The other method for studying childhood diet uses dentition to study discrete periods of time during early life, from either deciduous dentition or permanent dentition depending on the research question. For example, Yi et al. (2018) used both bone and tooth samples from a Late Neolithic population from the Gaoshan Ancient City (高山古城) in Sichuan Province, China. Their results found dietary variation over the lifetime of the individuals studied: the Neolithic Gaoshan adulthood diets ranged from δ13C –19.6 to −18.0‰, therefore dominated by C3 foods (rice), while their childhood diets ranged from δ13C –19.6 to −15.0‰, containing an unexpected signal indicating some consumption of C4 foods (millets) (Yi et al., 2018). Additionally, their incremental analysis of dentin showed that weaning occurred in that population between 2.5 and 4 years of age. These two studies show the potential for these different life‐course approaches to reveal detailed dietary patterns for individuals and populations (Xia et al., 2018; Yi et al., 2018).

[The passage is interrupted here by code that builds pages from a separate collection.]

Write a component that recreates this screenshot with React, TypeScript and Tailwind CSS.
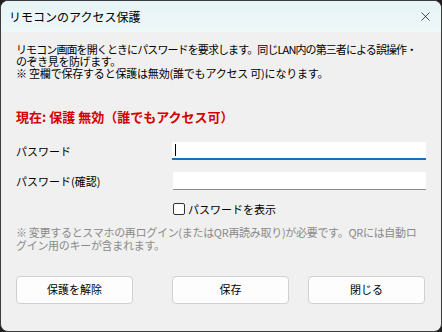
import React, { useState } from 'react';
import { X } from 'lucide-react';

const font = { fontFamily: '"Noto Sans CJK JP", "Noto Sans", sans-serif' };

export default function App() {
  const [show, setShow] = useState(false);

  return (
    <div className="w-[442px] h-[332px] bg-[#1e1e1e]" style={font}>
      <div className="w-full h-full rounded-[8px] border border-[#3c3c3c] bg-[#f0f0f0] overflow-hidden flex flex-col">
        {/* Title bar */}
        <div className="h-[31px] shrink-0 flex items-center justify-between pl-[8px] pr-[8px] bg-gradient-to-b from-[#e6f4f7] to-[#eff7f8]">
          <span className="text-[12px] text-black">リモコンのアクセス保護</span>
          <X className="w-[15px] h-[15px] text-black" strokeWidth={1.1} />
        </div>

        {/* Body */}
        <div className="flex-1 flex flex-col px-[15px] pt-[11px] text-black">
          <div className="text-[11px] leading-[12px] whitespace-nowrap">
            <div className="tracking-[-0.9px]">
              リモコン画面を開くときにパスワードを要求します。同じLAN内の第三者による誤操作・
            </div>
            <div className="tracking-[-0.4px]">のぞき見を防げます。</div>
            <div className="tracking-[-0.2px]">※ 空欄で保存すると保護は無効(誰でもアクセス 可)になります。</div>
          </div>

          <p className="mt-[30px] text-[13px] leading-[16px] font-bold text-[#d40000]">
            現在: 保護 無効（誰でもアクセス可）
          </p>

          <div className="mt-[17px] flex items-center">
            <label className="w-[156px] text-[11px]">パスワード</label>
            <div className="flex-1 h-[18px] bg-white border-b-2 border-[#1a6fb5] flex items-center pl-[3px]">
              <span className="w-px h-[12px] bg-black" />
            </div>
          </div>

          <div className="mt-[12px] flex items-center">
            <label className="w-[157px] text-[11px]">パスワード(確認)</label>
            <div className="flex-1 h-[18px] bg-white border-b border-[#8a8a8a]" />
          </div>

          <div className="mt-[11px] flex items-center pl-[157px]">
            <button
              onClick={() => setShow(!show)}
              className="w-[12px] h-[12px] rounded-[2px] border border-[#333] bg-white"
            />
            <span className="ml-[3px] text-[11px]">パスワードを表示</span>
          </div>

          <div className="mt-[8px] text-[11px] leading-[13px] text-[#8a8a8a] tracking-[-0.3px] whitespace-nowrap">
            <div>※ 変更するとスマホの再ログイン(またはQR再読み取り)が必要です。QRには自動ロ</div>
            <div>グイン用のキーが含まれます。</div>
          </div>

          <div className="mt-[24px] flex">
            <button className="w-[117px] h-[28px] bg-[#fdfdfd] border border-[#d0d0d0] rounded-[4px] text-[11px]">
              保護を解除
            </button>
            <button className="w-[117px] h-[28px] ml-[39px] bg-[#fdfdfd] border border-[#d0d0d0] rounded-[4px] text-[11px]">
              保存
            </button>
            <button className="w-[117px] h-[28px] ml-[19px] bg-[#fdfdfd] border border-[#d0d0d0] rounded-[4px] text-[11px]">
              閉じる
            </button>
          </div>
        </div>
      </div>
    </div>
  );
}
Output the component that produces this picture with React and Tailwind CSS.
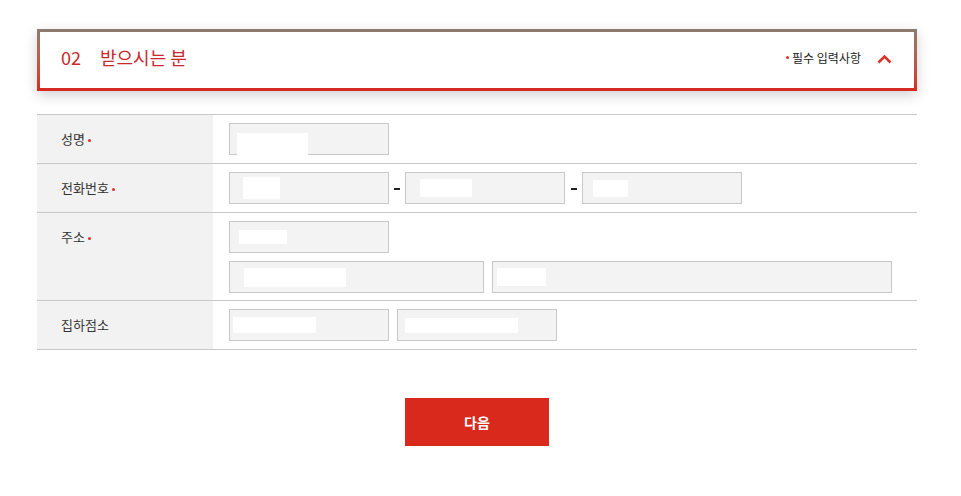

Our study sampled permanent dentition from individuals who died as adults (defined here as completion of longitudinal growth as indicated by epiphyseal fusion of long bones) along with a bone sample from the same person. By studying individuals who died in adulthood, variables such as sex could be inferred (from the examination of sexual dimorphism of the pelvis and skull) and used as a factor to study how sex may relate to weaning patterns, childhood diet, and adulthood diet. We employ the incremental method of sampling human dentition, which divides a tooth into small segments from crown to root with associated age estimations for each section (Beaumont & Montgomery, 2015). This approach has demonstrated that dental incremental samples can provide dietary data over identifiable chronological periods on the order of months to years during specific times of childhood (Beaumont & Montgomery, 2016; King et al., 2018).